Hispanic Enterprise
- Hispanic Enterprise Magazine, June–July 2007 Issue
- Editor: Carlos Alfaro
- Categories: Business Magazines
- Frequency: Monthly
- Circulation: ~170,000
- Publisher: Televisa Publishing, a Televisa company.
- Founded: 2002
- Final issue: July 2008
- Country: United States
- Based in: Miami, Florida
- Language: English
- Website: www.hispanicenterprisemagazine.com

= Hispanic Enterprise Magazine =

Joint project of Editorial Televisa and US Hispanic Chamber of Committee

Hispanic Enterprise Magazine, formerly Hispanic Trends Magazine, was a joint project of Editorial Televisa and the United States Hispanic Chamber of Commerce. Its headquarters was in Miami, Florida. The publication is a source of news, features and information for every Hispanic entrepreneur and anyone affiliated with the Hispanic marketplace. In 2006, Hispanic Enterprise successfully launched its digital version.

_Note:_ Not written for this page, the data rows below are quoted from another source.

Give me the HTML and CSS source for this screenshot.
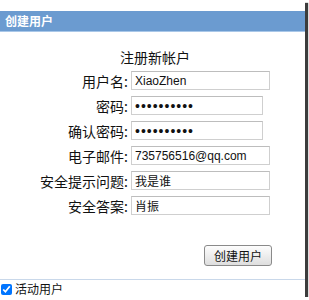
FILE: index.html
```html
<!DOCTYPE html>
<html lang="zh-CN">
<head>
<meta charset="UTF-8">
<meta name="viewport" content="width=device-width, initial-scale=1.0">
<title>创建用户</title>
<link rel="stylesheet" href="styles.css">
</head>
<body>
    <div class="window">
        <header class="step-title">创建用户</header>
        <form class="register">
            <h2 class="form-title">注册新帐户</h2>
            <div class="row">
                <label for="user">用户名:</label>
                <input id="user" class="field" type="text" value="XiaoZhen">
            </div>
            <div class="row">
                <label for="pwd">密码:</label>
                <input id="pwd" class="field short" type="password" value="1234567890">
            </div>
            <div class="row">
                <label for="pwd2">确认密码:</label>
                <input id="pwd2" class="field short" type="password" value="1234567890">
            </div>
            <div class="row">
                <label for="mail">电子邮件:</label>
                <input id="mail" class="field" type="text" value="735756516@qq.com">
            </div>
            <div class="row">
                <label for="question">安全提示问题:</label>
                <input id="question" class="field" type="text" value="我是谁">
            </div>
            <div class="row">
                <label for="answer">安全答案:</label>
                <input id="answer" class="field" type="text" value="肖振">
            </div>
            <div class="actions">
                <button type="button">创建用户</button>
            </div>
        </form>
        <div class="active-user">
            <input type="checkbox" id="active" checked>
            <label for="active">活动用户</label>
        </div>
    </div>
</body>
</html>
```
FILE: styles.css
```css
body, html {
    margin: 0;
    padding: 0;
    background-color: #ffffff;
}
body {
    font-family: "Noto Sans CJK SC", "DejaVu Sans", sans-serif;
    color: #111;
}
.window {
    width: 305px;
    height: 297px;
    padding-top: 11px;
    box-sizing: border-box;
    background: #ffffff;
    overflow: hidden;
    display: flex;
    flex-direction: column;
    box-shadow: 3px 3px 1px 0 #3c3c3c;
}
.step-title {
    height: 20px;
    line-height: 20px;
    padding-left: 5px;
    background-color: #6b9bd0;
    border-bottom: 1px solid #a9c7e8;
    color: #ffffff;
    font-size: 12px;
    font-weight: bold;
}
.register {
    display: flex;
    flex-direction: column;
    margin: 0;
    padding-top: 14px;
}
.form-title {
    margin: 0;
    height: 22px;
    line-height: 22px;
    padding-left: 120px;
    font-size: 14px;
    font-weight: normal;
}
.row {
    display: flex;
    align-items: center;
    height: 25px;
}
.row label {
    width: 128px;
    text-align: right;
    font-size: 14px;
}
.field {
    margin: 0 0 0 3px;
    width: 139px;
    height: 19px;
    box-sizing: border-box;
    padding: 0 3px;
    border: 1px solid #cfcfcf;
    border-top-color: #bdbdbd;
    font-family: "Liberation Sans", "Noto Sans CJK SC", sans-serif;
    font-size: 12px;
    color: #111;
    background: #fff;
}
.field.short {
    width: 132px;
    font-size: 14px;
    letter-spacing: 1px;
}
.actions {
    display: flex;
    justify-content: flex-end;
    padding: 27px 33px 0 0;
}
.actions button {
    width: 68px;
    height: 21px;
    padding: 0;
    border: 1px solid #8a8a8a;
    border-radius: 3px;
    background: linear-gradient(#fdfdfd, #dedede);
    font-family: "Noto Sans CJK SC", sans-serif;
    font-size: 12px;
    color: #111;
}
.active-user {
    margin-top: 13px;
    border-top: 1px solid #c9d8ea;
    display: flex;
    align-items: center;
    height: 17px;
    padding-top: 1px;
    font-size: 12px;
    line-height: 14px;
}
.active-user input {
    margin: 0 3px 0 1px;
    width: 11px;
    height: 11px;
}
```
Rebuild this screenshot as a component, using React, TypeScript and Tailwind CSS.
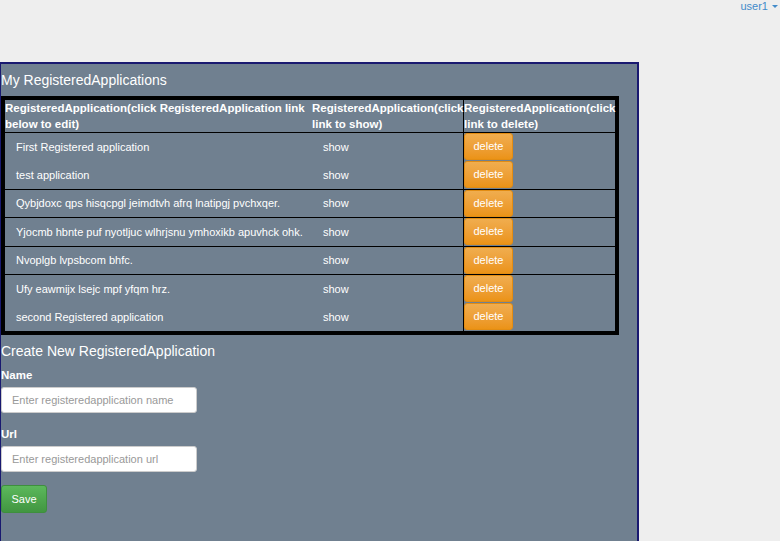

Published in English, Hispanic Enterprise aimed at the business community of Hispanic entrepreneurs. It was primarily distributed to members of the United States Hispanic Chamber of Commerce, which at last count in 2005, numbered approximately 2 million in the United States, generating almost $300 billion in annual gross receipt.

In July 2008, the magazine was combined with PODER Magazine and started circulating under the name PODER Enterprise.